Nevertheless, lemonade was made: the little black incision on the perpendicular right of the circular red logoes was chipped off and lo! There was an ‘O’ upon the chestplates of these champions (of Los Angeles, and sometimes San Francisco.) And they defended the state of California, and it was good: progressively improving, I should say, from issue to issue and evoking much mythography from a road less travelled. Natural disasters – firestorms, tidal waves, earthquakes – which seem that much more relevant to the geography, the complexes of the star system in La-La Land, class warfare

It was an odd and quite affecting artifact, filling in these aspects in the mighty Marvel method quite modernly with the single issue focus on each of the cast intercut, VH1-style, and visualized through the straitened and reserved linework of Barry Kitson, making for an interesting tension. It could conceivably, without the latter, have been a deal more obnoxious and I almost wish it had been, in retrospect. This was a comic apparently from an alternative history where a publication house had set up on the left coast. The characters were all just innately decent: they’d signed their “morals clauses” – fallible, but plain nice, not bleak. Acted pre-Watchmen, affirming, looked like they were drawn in that time-period. There’s a point about Fraction’s idealism, or specific idealism for Bronze Age Marvel Comics to be made, probably more extensively, so the subplot from #3-4 (when you think Calamity James Wa might do something appalling to a rube but then it turns out, thankfully, he absolutely never would,) alongside Punisher War Journal #4’s paean to the more caperish and clearcut villainy of the Eighties seem to indicate.

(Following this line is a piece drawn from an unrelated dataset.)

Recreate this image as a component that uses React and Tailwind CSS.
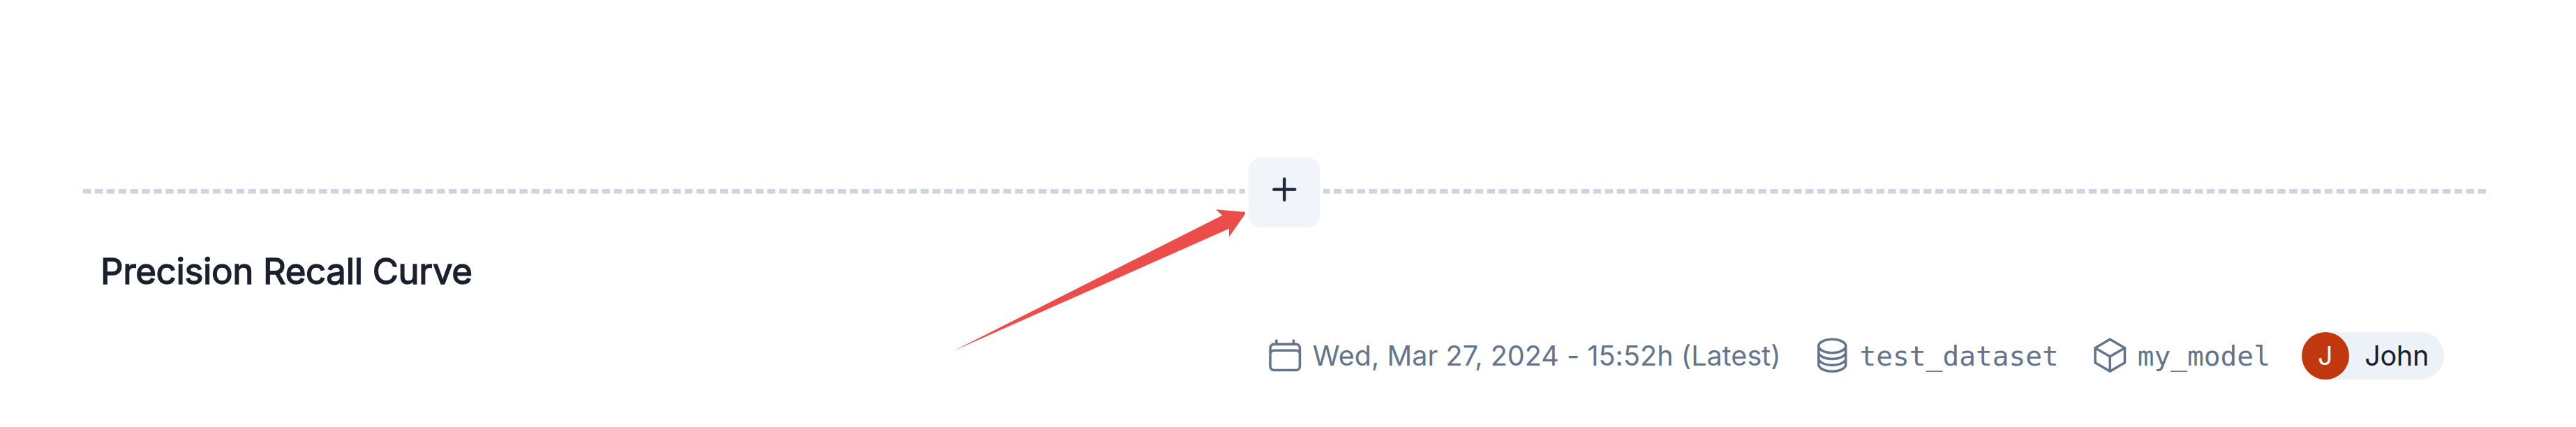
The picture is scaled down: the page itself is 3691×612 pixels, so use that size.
import React from "react";
import { HiOutlineCalendar, HiOutlineCircleStack, HiOutlineCube } from "react-icons/hi2";

function Divider() {
  return (
    <div className="grid h-[100px] items-center">
      <svg className="col-start-1 row-start-1 ml-[118.6px] -translate-y-[1.7px]" width="3443" height="8" viewBox="0 0 3443 8">
        <line x1="0" y1="4" x2="3443" y2="4" stroke="#cbd5e1" strokeWidth="6.4" strokeDasharray="11.3 5.605" />
      </svg>
      <div className="z-10 col-start-1 row-start-1 flex justify-center">
        <div className="-ml-[11px] bg-white px-[5.6px]">
          <button aria-label="Add section" className="flex h-[100px] w-[101.6px] justify-center rounded-[17px] bg-[#f1f5f9] pt-[28px]">
            <svg width="35" height="35" viewBox="0 0 35 35" fill="none" stroke="#1e293b" strokeWidth="4.5" strokeLinecap="round">
              <path d="M17.3 2.5v30M2.4 17.4h29.8" />
            </svg>
          </button>
        </div>
      </div>
    </div>
  );
}

export default function App() {
  return (
    <main className="relative h-[612px] w-[3691px] overflow-hidden bg-white pt-[226px] font-['Inter',sans-serif]">
      <Divider />
      <h2 className="ml-[144px] mt-[30px] h-[66px] whitespace-nowrap text-[51px] font-normal leading-[66px] tracking-[-0.35px] text-[#1a202c] [-webkit-text-stroke:1.4px_#1a202c]">
        Precision Recall Curve
      </h2>
      <div className="mr-[188.7px] mt-[53.5px] flex h-[68px] items-center justify-end whitespace-nowrap text-[39.5px] leading-[56px] text-[#64748b]">
        <div className="flex items-center gap-[11.3px]">
          <HiOutlineCalendar className="size-[56.5px]" />
          <span className="tracking-[0.04px]">Wed, Mar 27, 2024 - 15:52h (Latest)</span>
        </div>
        <div className="ml-[45px] flex items-center gap-[11.3px]">
          <HiOutlineCircleStack className="size-[56.5px]" />
          <span className="font-['DejaVu_Sans_Mono',monospace]">test_dataset</span>
        </div>
        <div className="ml-[45px] flex items-center gap-[11.3px]">
          <HiOutlineCube className="size-[56.5px]" />
          <span className="font-['DejaVu_Sans_Mono',monospace]">my_model</span>
        </div>
        <div className="ml-[45px] flex h-[68px] w-[204.4px] items-center rounded-full bg-[#edf2f9] text-[#1a202c]">
          <span className="flex size-[68px] items-center justify-center rounded-full bg-[#c1380e] text-[37px] text-white">J</span>
          <span className="ml-[22.3px] tracking-[-0.3px]">John</span>
        </div>
      </div>
      <svg className="absolute inset-0" width="3691" height="612" viewBox="0 0 3691 612" aria-hidden="true">
        <path d="M1366 503L1751.2 308.7L1742.2 300.2L1786 304L1760.8 340L1761 327.7Z" fill="#eb4d4b" />
      </svg>
    </main>
  );
}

Never a doyenne of the messageboards and blogs in the way The Immortal Iron Fist was, at least until David Aja‘s absentia, nor even something I could rouse myself to break out the hot endorsements for, but something where – when discussed – you’d say, the conversation would go: “It’s good. It’s consistently improving. I like it. Um.” Dick Hyacinth probably offered the most glowing appraisal of the series, but only then with a backdrop of lamentation as to why it had not succeeded. Co-creator Matt Fraction was consequently insistent, after the news of the cancellation, that financial realities with Kitson, who’s now I believe to be a regular on the Amazing Spider-Man reboot, and his inability to continue on the rates offered on the book meant he felt it necessary and correct to end the series.

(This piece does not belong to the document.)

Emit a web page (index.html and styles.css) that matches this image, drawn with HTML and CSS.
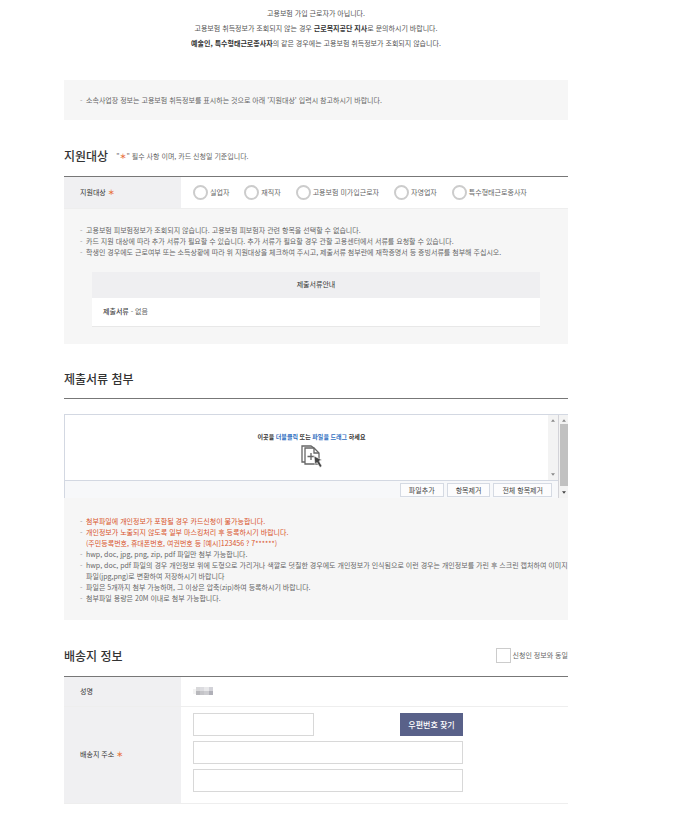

Which is a shame, and a little sad, because new properties – even trademark maintainees, now – almost never gain even the remotest bit of suction in the world of big superheroes™. Runaways is about the sole exception from about the last decade, and the final issue of this hitherto vibrant and filled-with-potential title hits that point with dull and thudding accuracy. The arrow hits a red-headed bullseye and reports: The Order? Less important, less viable, than Virginia “Pepper” Potts. Which is… I liked her as portrayed in the comic, I don’t want to be dismissive of fictional secretaries or anything. She’s a lot more significant and useful in the sort-of Oracle role here than she was typing missives and sighing wistfully over the boss; I was initially confused by her pantheon assignation of Hera (rather than Athena) in that quickly, probably wisely, abandoned hierarchical model. But she’s in a movie, you know, which is a particularly abject lesson for LA supers – in a movie = much superior. Is pre-existent trademark, mother figure to Iron Man’s Zeus-daddy = double-win. It’s just i) ropey and ii) unsatisfactory to have the ‘natural order’ reasserted so blatantly and perfunctorily – The Order, in the end, were second and third fiddle, didn’t matter terribly much, in their own book. They served as a prequel to The Invincible Iron Man. Their unifying baddie, the man behind it all, was the son of that movie star’s antagonist, out to destroy them purely because he hates Tony Stark, the Iron Man.

But he fails to kill them all and it’s already like, it’ll be like, those ‘What they did next’ programmes after Big Brother: I hope I never see you again, demi-celebs. Under the deathless pen of the 21st Century’s answer to Peter David, Dan Slott, as the issue appears to indicate may be the case? I hope I never see you again, ninth-raters. Cameoing in the title you led into? I hope I never see you again, really. Fraction faked and ex machina‘d, almost literally, out on the prior issue’s cliffhanger which had grippingly appeared to indicate some, possibly dissonant but interesting and fitting, pathos and distress were in store, straight out the gate here and the book was already in trouble. One of the team goes then. Or, more correctly, in the timeframe between #9 and #10 (wherein, also, apparently insurmountable odds are duly surmounted) and is confirmed at the beginning of this ish. Then, blah blah, chaos ensues, the book’s themes are ill-unified and the team given sub-par power replacements, denuded of their specialities, and one has to make an Ultimate Sacrifice of another. The latter, somewhat troublingly, is the only gay protagonist in a fictional arena hardly overburdened with them. This is not the first time this has happened. It’s all so cursory and dismissive, formerly attractive characters scarcely apparent, a wrap for what was a very enjoyable newish comic. I should emphasise, of course I was buying #10 of a comic because I had enjoyed each of the previous issues, some of them a great deal, but the last panel – a wearisome group shot, crammed into the bottom fifth of a page, just served to emphasise how much goodwill this finale had chewed up. As a fate for these nouveau trademarks, death would have been a more fitting, apt and useful testament to what is proving to be an extraordinarily static milieu at present; rather that than this liminal consignation.